→ SET EXERCISE: Omit all images. Write out the rest of the material exactly.

START GIVEN DATA

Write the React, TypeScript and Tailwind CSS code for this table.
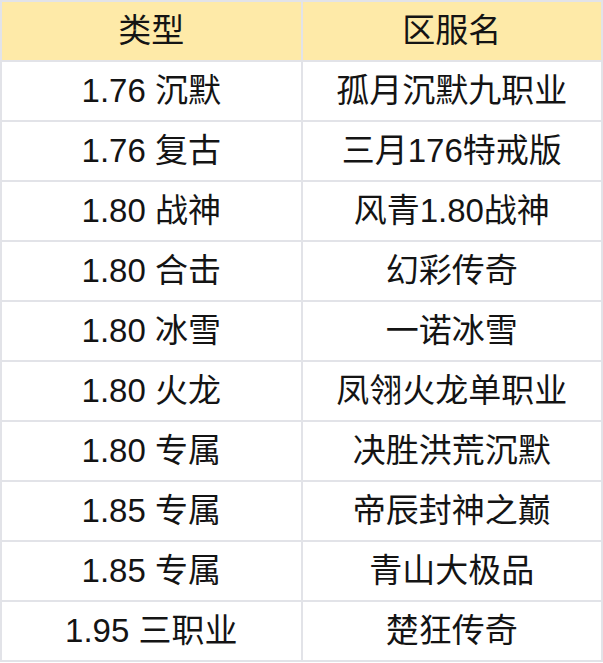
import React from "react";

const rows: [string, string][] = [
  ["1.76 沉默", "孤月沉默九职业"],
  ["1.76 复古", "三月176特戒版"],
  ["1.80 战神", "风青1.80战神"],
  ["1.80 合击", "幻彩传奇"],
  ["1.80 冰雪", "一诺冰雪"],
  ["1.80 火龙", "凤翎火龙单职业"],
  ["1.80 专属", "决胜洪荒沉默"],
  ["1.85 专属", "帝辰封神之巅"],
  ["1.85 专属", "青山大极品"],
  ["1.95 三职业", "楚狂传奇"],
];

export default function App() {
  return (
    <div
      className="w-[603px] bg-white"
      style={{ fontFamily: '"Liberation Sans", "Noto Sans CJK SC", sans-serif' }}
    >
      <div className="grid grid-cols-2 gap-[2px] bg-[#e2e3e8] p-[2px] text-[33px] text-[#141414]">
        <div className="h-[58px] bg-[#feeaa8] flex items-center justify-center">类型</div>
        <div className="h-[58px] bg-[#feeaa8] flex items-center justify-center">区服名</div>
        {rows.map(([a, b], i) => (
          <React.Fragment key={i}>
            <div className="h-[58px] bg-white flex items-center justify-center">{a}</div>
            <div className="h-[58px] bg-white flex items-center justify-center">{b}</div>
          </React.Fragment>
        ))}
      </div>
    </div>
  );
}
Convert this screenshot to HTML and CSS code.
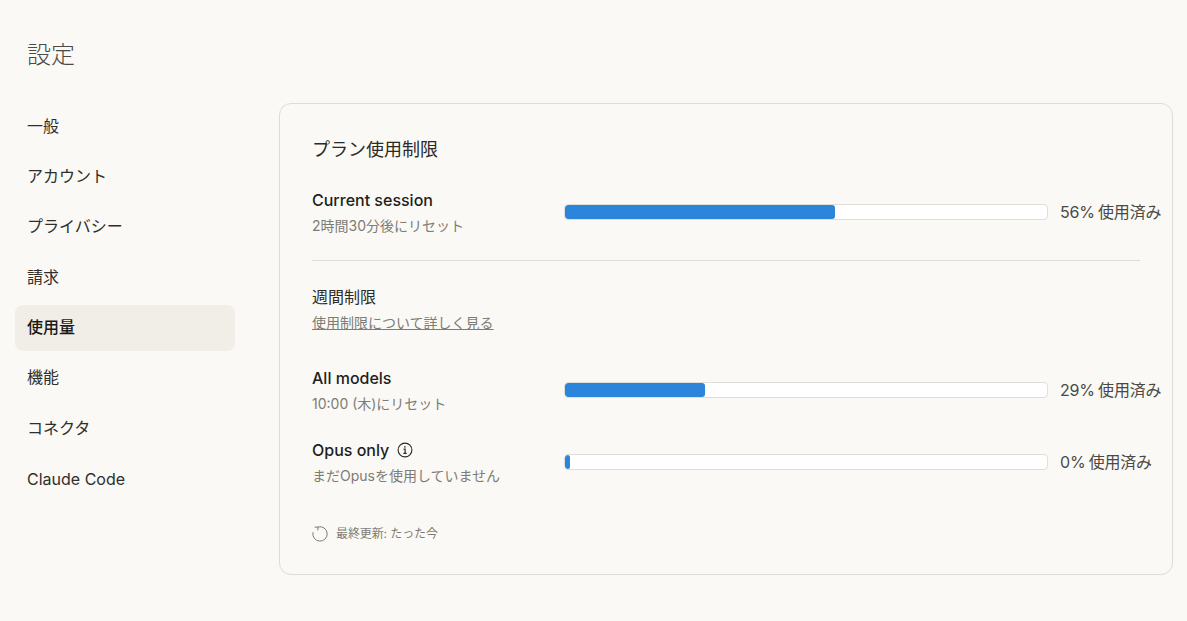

END GIVEN DATA

→ EXERCISE RESULT:
Write the React, TypeScript and Tailwind CSS code for this table.
import React from "react";

const rows: [string, string][] = [
  ["1.76 沉默", "孤月沉默九职业"],
  ["1.76 复古", "三月176特戒版"],
  ["1.80 战神", "风青1.80战神"],
  ["1.80 合击", "幻彩传奇"],
  ["1.80 冰雪", "一诺冰雪"],
  ["1.80 火龙", "凤翎火龙单职业"],
  ["1.80 专属", "决胜洪荒沉默"],
  ["1.85 专属", "帝辰封神之巅"],
  ["1.85 专属", "青山大极品"],
  ["1.95 三职业", "楚狂传奇"],
];

export default function App() {
  return (
    <div
      className="w-[603px] bg-white"
      style={{ fontFamily: '"Liberation Sans", "Noto Sans CJK SC", sans-serif' }}
    >
      <div className="grid grid-cols-2 gap-[2px] bg-[#e2e3e8] p-[2px] text-[33px] text-[#141414]">
        <div className="h-[58px] bg-[#feeaa8] flex items-center justify-center">类型</div>
        <div className="h-[58px] bg-[#feeaa8] flex items-center justify-center">区服名</div>
        {rows.map(([a, b], i) => (
          <React.Fragment key={i}>
            <div className="h-[58px] bg-white flex items-center justify-center">{a}</div>
            <div className="h-[58px] bg-white flex items-center justify-center">{b}</div>
          </React.Fragment>
        ))}
      </div>
    </div>
  );
}
Convert this screenshot to HTML and CSS code.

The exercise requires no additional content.